You talk about increased costs from the proposed CPRS from cheaper imports due to the lack of a carbon price in foreign and international markets. The evident momentum globally for a carbon price or regulation otherwise to reduce GHG emissions makes this unlikely, but there is an alternative in the form of a big stick. Despite the Coalition's previous enthusiasm for American policy on this issue, you do not seek the alternative sought in the US, that of possible tarrifs on imports from nations that have no equivalent regulation.

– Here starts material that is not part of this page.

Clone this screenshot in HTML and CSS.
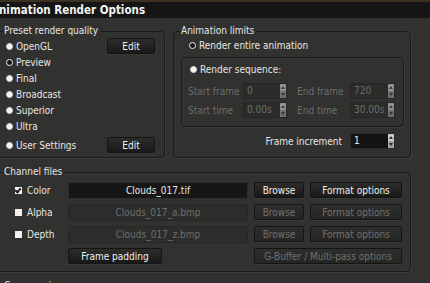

"Because Australia signed the Kyoto accord, Australian farmers cannot get credits for the carbon abatement activities that they undertake...This is the nonsense of Labors CPRS" Strange how one can blame a treaty that the Coalition itself designed for it's own interests, allowing for a 108% increase in emmisions in Australia due to its special situation and now you can blame a Labor bill for a problem not of its own making? The ability of farmers to gain credits or offsets that can be sold on international markets is determined by international regulations and scientific reality of their measurement.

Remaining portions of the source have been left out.